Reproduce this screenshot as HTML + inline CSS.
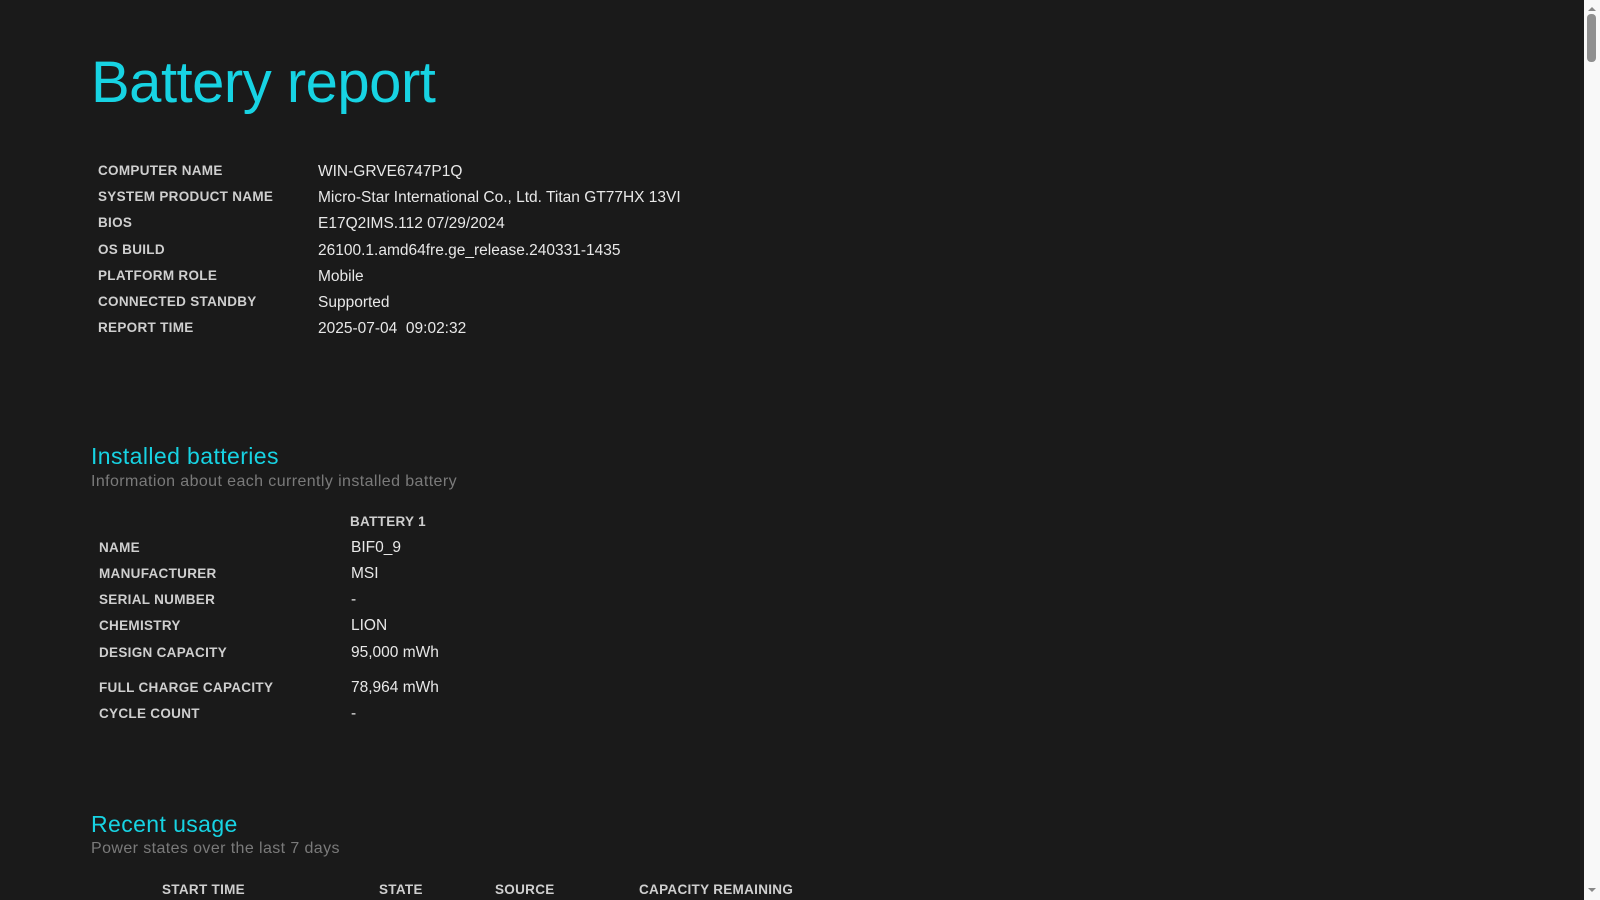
<!DOCTYPE html>
<html><head><style>
body{margin:0;width:1600px;height:900px;background:#1a1a1a;overflow:hidden;font-family:"Liberation Sans",sans-serif;position:relative}
.a{position:absolute;white-space:nowrap;line-height:1}
.t{color:#17d3e3;font-size:58px;left:91px;top:54px;letter-spacing:-0.5px}
.l{color:#cfcfcf;font-size:13.5px;font-weight:bold;letter-spacing:0.3px}
.v{color:#e8e8e8;font-size:15.5px}
.h{color:#17d3e3;font-size:23px;letter-spacing:0.4px}
.s{color:#7a7a7a;font-size:16px;letter-spacing:0.4px}
#sb{position:absolute;left:1584px;top:0;width:16px;height:900px;background:#f8f8f8}
#th{position:absolute;left:1587px;top:14px;width:9px;height:48px;background:#8f8f8f;border-radius:4px}
</style></head><body>
<div class="a t">Battery report</div>
<div class="a l" style="left:98px;top:164px">COMPUTER NAME</div><div class="a v" style="left:318px;top:164px">WIN-GRVE6747P1Q</div>
<div class="a l" style="left:98px;top:190px">SYSTEM PRODUCT NAME</div><div class="a v" style="left:318px;top:190px">Micro-Star International Co., Ltd. Titan GT77HX 13VI</div>
<div class="a l" style="left:98px;top:216px">BIOS</div><div class="a v" style="left:318px;top:216px">E17Q2IMS.112 07/29/2024</div>
<div class="a l" style="left:98px;top:243px">OS BUILD</div><div class="a v" style="left:318px;top:243px">26100.1.amd64fre.ge_release.240331-1435</div>
<div class="a l" style="left:98px;top:269px">PLATFORM ROLE</div><div class="a v" style="left:318px;top:269px">Mobile</div>
<div class="a l" style="left:98px;top:295px">CONNECTED STANDBY</div><div class="a v" style="left:318px;top:295px">Supported</div>
<div class="a l" style="left:98px;top:321px">REPORT TIME</div><div class="a v" style="left:318px;top:321px">2025-07-04 &nbsp;09:02:32</div>

<div class="a h" style="left:91px;top:445px">Installed batteries</div>
<div class="a s" style="left:91px;top:474px">Information about each currently installed battery</div>
<div class="a l" style="left:350px;top:515px">BATTERY 1</div>
<div class="a l" style="left:99px;top:541px">NAME</div><div class="a v" style="left:351px;top:540px">BIF0_9</div>
<div class="a l" style="left:99px;top:567px">MANUFACTURER</div><div class="a v" style="left:351px;top:566px">MSI</div>
<div class="a l" style="left:99px;top:593px">SERIAL NUMBER</div><div class="a v" style="left:351px;top:592px">-</div>
<div class="a l" style="left:99px;top:619px">CHEMISTRY</div><div class="a v" style="left:351px;top:618px">LION</div>
<div class="a l" style="left:99px;top:646px">DESIGN CAPACITY</div><div class="a v" style="left:351px;top:645px">95,000 mWh</div>
<div class="a l" style="left:99px;top:681px">FULL CHARGE CAPACITY</div><div class="a v" style="left:351px;top:680px">78,964 mWh</div>
<div class="a l" style="left:99px;top:707px">CYCLE COUNT</div><div class="a v" style="left:351px;top:706px">-</div>

<div class="a h" style="left:91px;top:813px">Recent usage</div>
<div class="a s" style="left:91px;top:841px">Power states over the last 7 days</div>
<div class="a l" style="left:162px;top:883px">START TIME</div>
<div class="a l" style="left:379px;top:883px">STATE</div>
<div class="a l" style="left:495px;top:883px">SOURCE</div>
<div class="a l" style="left:639px;top:883px">CAPACITY REMAINING</div>
<div id="sb"><div style="position:absolute;left:4px;top:7px;border:4px solid transparent;border-bottom:4px solid #888;border-top:0"></div><div style="position:absolute;left:4px;top:888px;border:4px solid transparent;border-top:4px solid #888;border-bottom:0"></div></div>
<div id="th"></div>
</body></html>
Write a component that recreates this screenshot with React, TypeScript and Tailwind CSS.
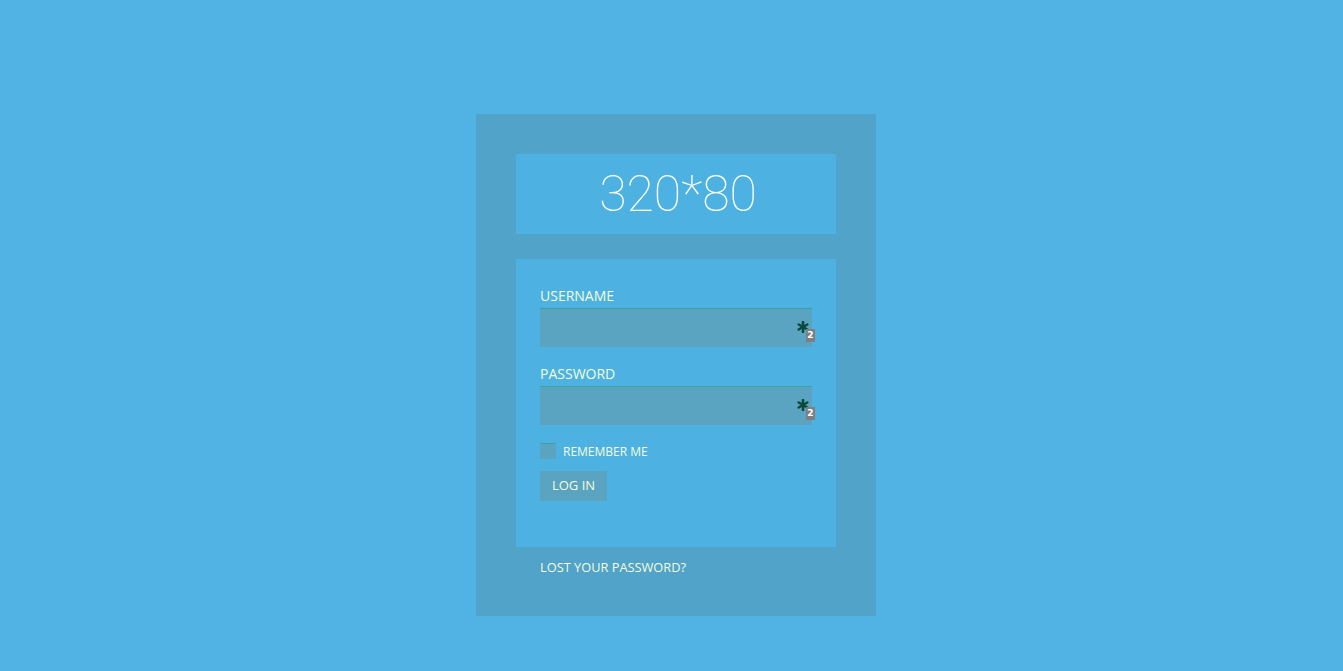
import React from 'react';

function FillBadge() {
  return (
    <div className="pointer-events-none absolute right-[-3px] top-[12px] flex items-start">
      <svg width="12" height="12" viewBox="0 0 12 12" className="mr-[-3px] mt-[1px]">
        <g stroke="#0b4a3a" strokeWidth="2.6" strokeLinecap="round">
          <line x1="6" y1="1" x2="6" y2="11" />
          <line x1="1.7" y1="3.5" x2="10.3" y2="8.5" />
          <line x1="1.7" y1="8.5" x2="10.3" y2="3.5" />
        </g>
      </svg>
      <div className="mt-[9px] flex h-[13px] w-[9px] items-center justify-center bg-[#7f7f7f] text-[9px] font-bold leading-none text-white [font-family:'DejaVu_Sans',sans-serif]">
        2
      </div>
    </div>
  );
}

function Field({ label, type }: { label: string; type: string }) {
  return (
    <div>
      <label className="mb-[2px] block h-5 text-[14px] leading-5 text-[#f4fcd8]">{label}</label>
      <div className="relative w-[272px]">
        <input
          type={type}
          className="block h-[39px] w-full border-0 border-t border-[#3aa29f] bg-[#5aa4c2] px-2 text-white outline-none"
        />
        <FillBadge />
      </div>
    </div>
  );
}

export default function App() {
  return (
    <main className="flex min-h-[671px] w-full items-start justify-center bg-[#51b3e4] pl-[9px] pt-[114px] [font-family:'Open_Sans',sans-serif]">
      <div className="w-[400px] bg-[#51a3c9] px-10 pb-[39px] pt-10">
        <div className="flex h-20 items-center justify-center bg-[#4db2e1]">
          <span className="pl-1 text-[50px] font-thin leading-none text-white [font-family:Roboto,sans-serif]">320*80</span>
        </div>

        <form className="mt-[25px] bg-[#4db2e1] px-6 pb-[46px] pt-[27px]">
          <div className="space-y-[17px]">
            <Field label="USERNAME" type="text" />
            <Field label="PASSWORD" type="password" />
          </div>

          <div className="mt-[17px] flex h-[18px] items-start">
            <span className="mt-[1px] block h-4 w-4 border-t border-[#3aa29f] bg-[#5aa4c2]" />
            <span className="ml-[7px] text-[12px] leading-[20px] text-[#f4fcd8]">REMEMBER ME</span>
          </div>

          <button
            type="button"
            className="mt-[11px] block h-[30px] w-[67px] bg-[#5aa4c2] text-[13px] text-[#f4fcd8]"
          >
            LOG IN
          </button>
        </form>

        <div className="mt-[10px] h-5 px-6 text-[12.8px] leading-5 text-[#f4fcd8]">
          <a>LOST YOUR PASSWORD?</a>
        </div>
      </div>
    </main>
  );
}
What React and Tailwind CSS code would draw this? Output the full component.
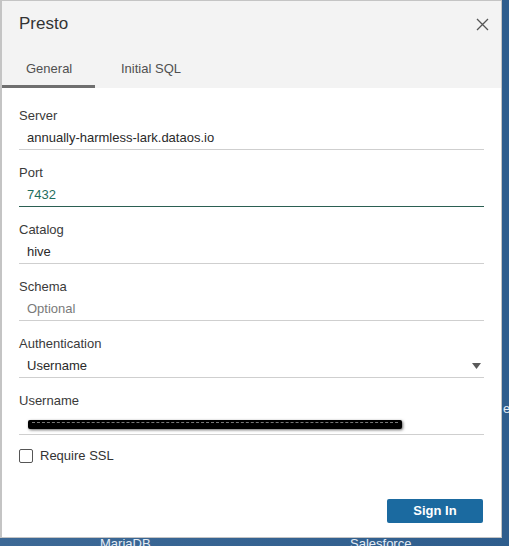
import React from "react";

const fields = [
  { label: "Server", value: "annually-harmless-lark.dataos.io" },
  { label: "Port", value: "7432", focused: true },
  { label: "Catalog", value: "hive" },
  { label: "Schema", placeholder: "Optional" },
  { label: "Authentication", value: "Username", select: true },
  { label: "Username", redacted: true },
];

function Field({ field }) {
  const lineClass = field.focused ? "border-[#2b5f52]" : "border-[#cfcfcf]";
  return (
    <div className="mb-[15px]">
      <div className="h-4 text-[13px] leading-4 text-[#3a3a3a]">{field.label}</div>
      <div className={`flex h-[26px] items-center border-b pl-2 pr-[4px] pt-[2px] text-[13px] ${lineClass}`}>
        {field.redacted ? (
          <div className="relative ml-[1px] mt-[4px] h-[9px] w-[374px] rounded-[2px] bg-black shadow-[1px_1px_3px_rgba(0,0,0,0.6)]">
            <div className="mx-[4px] mt-[2px] h-[2px] border-t border-dashed border-[#777]" />
          </div>
        ) : field.placeholder ? (
          <span className="text-[#7a7a7a]">{field.placeholder}</span>
        ) : (
          <span className={field.focused ? "text-[#1f6e5e]" : "text-[#2a2a2a]"}>{field.value}</span>
        )}
        {field.select && (
          <svg width="9" height="6" viewBox="0 0 9 6" className="ml-auto mr-[-1px]">
            <path d="M0 0h9L4.5 6z" fill="#5a5a5a" />
          </svg>
        )}
      </div>
    </div>
  );
}

export default function App() {
  return (
    <div
      className="relative h-[546px] w-[509px] overflow-hidden bg-[#3b6794]"
      style={{ fontFamily: '"Liberation Sans", Arial, sans-serif' }}
    >
      {/* page behind the dialog */}
      <div className="h-[546px] bg-gradient-to-r from-[#3d6996] to-[#2e5d8d]">
        <div className="flex pl-[100px] pt-[534px] text-[13px] text-[#e4ecf5]">
          <span className="w-[250px]">MariaDB</span>
          <span>Salesforce</span>
        </div>
      </div>
      <span className="absolute left-[503px] top-[399px] text-[13px] text-[#e4ecf5]">e</span>

      {/* dialog */}
      <div className="absolute left-0 top-0 flex h-[538px] w-[502px] flex-col border border-[#c4c4c4] border-l-2 bg-white">
        <div className="bg-[#f3f3f3]">
          <div className="flex h-[46px] items-center justify-between pl-[17px] pr-[12px]">
            <span className="text-[17px] text-[#333]">Presto</span>
            <svg width="13" height="13" viewBox="0 0 13 13">
              <path d="M1 1l11 11M12 1L1 12" stroke="#555" strokeWidth="1.3" />
            </svg>
          </div>
          <div className="flex h-[41px] text-[13px] text-[#505050]">
            <div className="flex w-[93px] flex-col">
              <span className="flex-1 pl-[24px] pt-[12px]">General</span>
              <div className="h-[3px] bg-[#6f6f6f]" />
            </div>
            <span className="pl-[26px] pt-[12px]">Initial SQL</span>
          </div>
        </div>

        <div className="flex flex-1 flex-col px-[17px] pt-[20px]">
          {fields.map((f) => (
            <Field key={f.label} field={f} />
          ))}

          <div className="mt-[-4px] flex items-center gap-[7px]">
            <div className="h-[14px] w-[14px] rounded-[2px] border border-[#555] bg-white" />
            <span className="text-[13px] text-[#333]">Require SSL</span>
          </div>

          <div className="mt-auto mb-[14px] flex justify-end pr-[1px]">
            <button className="h-[24px] w-[96px] rounded-[2px] bg-[#1b6aa0] text-[13px] font-bold text-white">
              Sign In
            </button>
          </div>
        </div>
      </div>
    </div>
  );
}
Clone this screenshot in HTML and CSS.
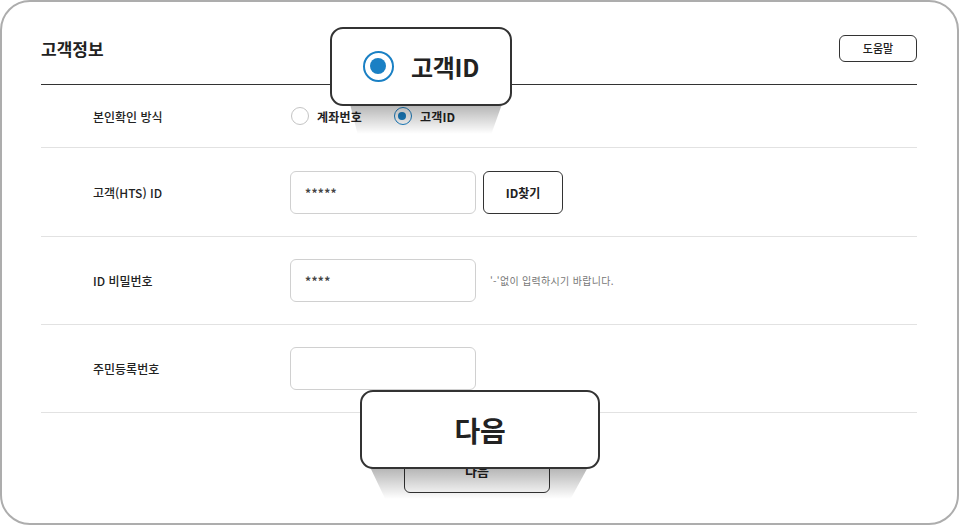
FILE: index.html
```html
<!DOCTYPE html>
<html lang="ko">
<head>
<meta charset="utf-8">
<link rel="stylesheet" href="styles.css">
</head>
<body>
<div class="frame">
  <div class="header">
    <h1 class="title">고객정보</h1>
    <button class="help">도움말</button>
  </div>
  <div class="row row-first">
    <div class="label">본인확인 방식</div>
    <div class="control">
      <span class="radio"></span><span class="radio-text">계좌번호</span>
      <span class="radio radio-on"></span><span class="radio-text">고객ID</span>
    </div>
  </div>
  <div class="row row-tall">
    <div class="label">고객(HTS) ID</div>
    <div class="control">
      <div class="input">*****</div>
      <button class="find">ID찾기</button>
    </div>
  </div>
  <div class="row">
    <div class="label">ID 비밀번호</div>
    <div class="control">
      <div class="input">****</div>
      <span class="hint">'-'없이 입력하시기 바랍니다.</span>
    </div>
  </div>
  <div class="row">
    <div class="label">주민등록번호</div>
    <div class="control">
      <div class="input"></div>
    </div>
  </div>
  <div class="footer">
    <button class="next">다음</button>
  </div>

  <div class="beam beam-top"></div>
  <div class="callout callout-top">
    <span class="big-radio"></span><span class="callout-text">고객ID</span>
  </div>
  <div class="beam beam-bottom"></div>
  <div class="callout callout-bottom">
    <span class="callout-text callout-text-lg">다음</span>
  </div>
</div>
</body>
</html>
```

FILE: styles.css
```css
* { box-sizing: border-box; }
html, body { margin: 0; padding: 0; background: #fff; }
body {
  font-family: "Noto Sans CJK KR", "Noto Sans", sans-serif;
  color: #222;
}
.frame {
  position: relative;
  width: 959px;
  height: 525px;
  border: 2px solid #adadad;
  border-radius: 30px;
  padding: 0 40px 0 39px;
  overflow: hidden;
}
.header {
  height: 83px;
  padding-top: 10px;
  display: flex;
  align-items: center;
  justify-content: space-between;
  border-bottom: 1px solid #333;
}
.title {
  margin: 0;
  font-size: 17px;
  font-weight: 700;
  letter-spacing: 0;
  color: #222;
}
.help {
  width: 78px;
  height: 27px;
  border: 1px solid #333;
  border-radius: 6px;
  background: #fff;
  font-family: inherit;
  font-size: 11px;
  font-weight: 500;
  color: #222;
  padding: 0;
}
.row {
  display: flex;
  align-items: center;
  height: 88px;
  border-bottom: 1px solid #e2e2e2;
}
.row-first { height: 63px; }
.row-tall { height: 89px; }
.label {
  width: 249px;
  padding-left: 52px;
  font-size: 12px;
  font-weight: 500;
  letter-spacing: 0;
  color: #222;
}
.control {
  display: flex;
  align-items: center;
}
.radio {
  width: 18px;
  height: 18px;
  border: 1px solid #c4c4c4;
  border-radius: 50%;
  margin-left: 1px;
  background: #fff;
  position: relative;
}
.radio-on {
  border: 1.5px solid #1a80c4;
  margin-left: 32px;
}
.radio-on::after {
  content: "";
  position: absolute;
  left: 3.5px;
  top: 3.5px;
  width: 8px;
  height: 8px;
  border-radius: 50%;
  background: #1a80c4;
}
.radio-text {
  margin-left: 8px;
  font-size: 12px;
  font-weight: 700;
  color: #222;
  letter-spacing: 0.2px;
}
.input {
  width: 186px;
  height: 43px;
  border: 1px solid #d0d0d0;
  border-radius: 6px;
  padding: 0 14px;
  display: flex;
  align-items: center;
  font-size: 12px;
  font-weight: 700;
  color: #444;
  letter-spacing: 0.3px;
}
.find {
  margin-left: 7px;
  width: 80px;
  height: 43px;
  border: 1px solid #333;
  border-radius: 6px;
  background: #fff;
  font-family: inherit;
  font-size: 12px;
  font-weight: 700;
  color: #222;
  padding: 0;
}
.hint {
  margin-left: 14px;
  font-size: 10px;
  color: #777;
  letter-spacing: 0.3px;
}
.footer {
  display: flex;
  justify-content: center;
  padding-top: 35px;
  padding-right: 4px;
}
.next {
  width: 146px;
  height: 45px;
  border: 1px solid #333;
  border-radius: 6px;
  background: #fff;
  font-family: inherit;
  font-size: 13px;
  font-weight: 700;
  color: #222;
  padding: 0;
}
.callout {
  position: absolute;
  background: #fff;
  border: 2px solid #333;
  border-radius: 13px;
  display: flex;
  align-items: center;
  justify-content: center;
}
.callout-top {
  left: 328px;
  top: 25px;
  width: 182px;
  height: 79px;
}
.callout-bottom {
  left: 358px;
  top: 388px;
  width: 240px;
  height: 79px;
}
.callout-text {
  font-size: 24px;
  font-weight: 700;
  color: #222;
  letter-spacing: -0.3px;
}
.callout-text-lg { font-size: 28px; }
.big-radio {
  position: relative;
  width: 31px;
  height: 31px;
  border: 2.5px solid #1a80c4;
  border-radius: 50%;
  margin-right: 17px;
}
.big-radio::after {
  content: "";
  position: absolute;
  left: 5px;
  top: 5px;
  width: 16px;
  height: 16px;
  border-radius: 50%;
  background: #1a80c4;
}
.beam {
  position: absolute;
  background: linear-gradient(to bottom, rgba(0,0,0,0.3), rgba(0,0,0,0));
}
.beam-top {
  left: 348px;
  top: 102px;
  width: 152px;
  height: 30px;
  clip-path: polygon(0 0, 100% 0, 93% 100%, 5% 100%);
}
.beam-bottom {
  left: 368px;
  top: 465px;
  width: 218px;
  height: 32px;
  clip-path: polygon(0 0, 100% 0, 92% 100%, 7% 100%);
}
```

**Exercise details**.
From the records above, give again only the part that opens with the line containing "Write a component" and closes with the line containing "import React from 'react';". Keep both ends but drop the pictures.

**Written answer**.
Write a component that recreates this screenshot with React, TypeScript and Tailwind CSS.
import React from 'react';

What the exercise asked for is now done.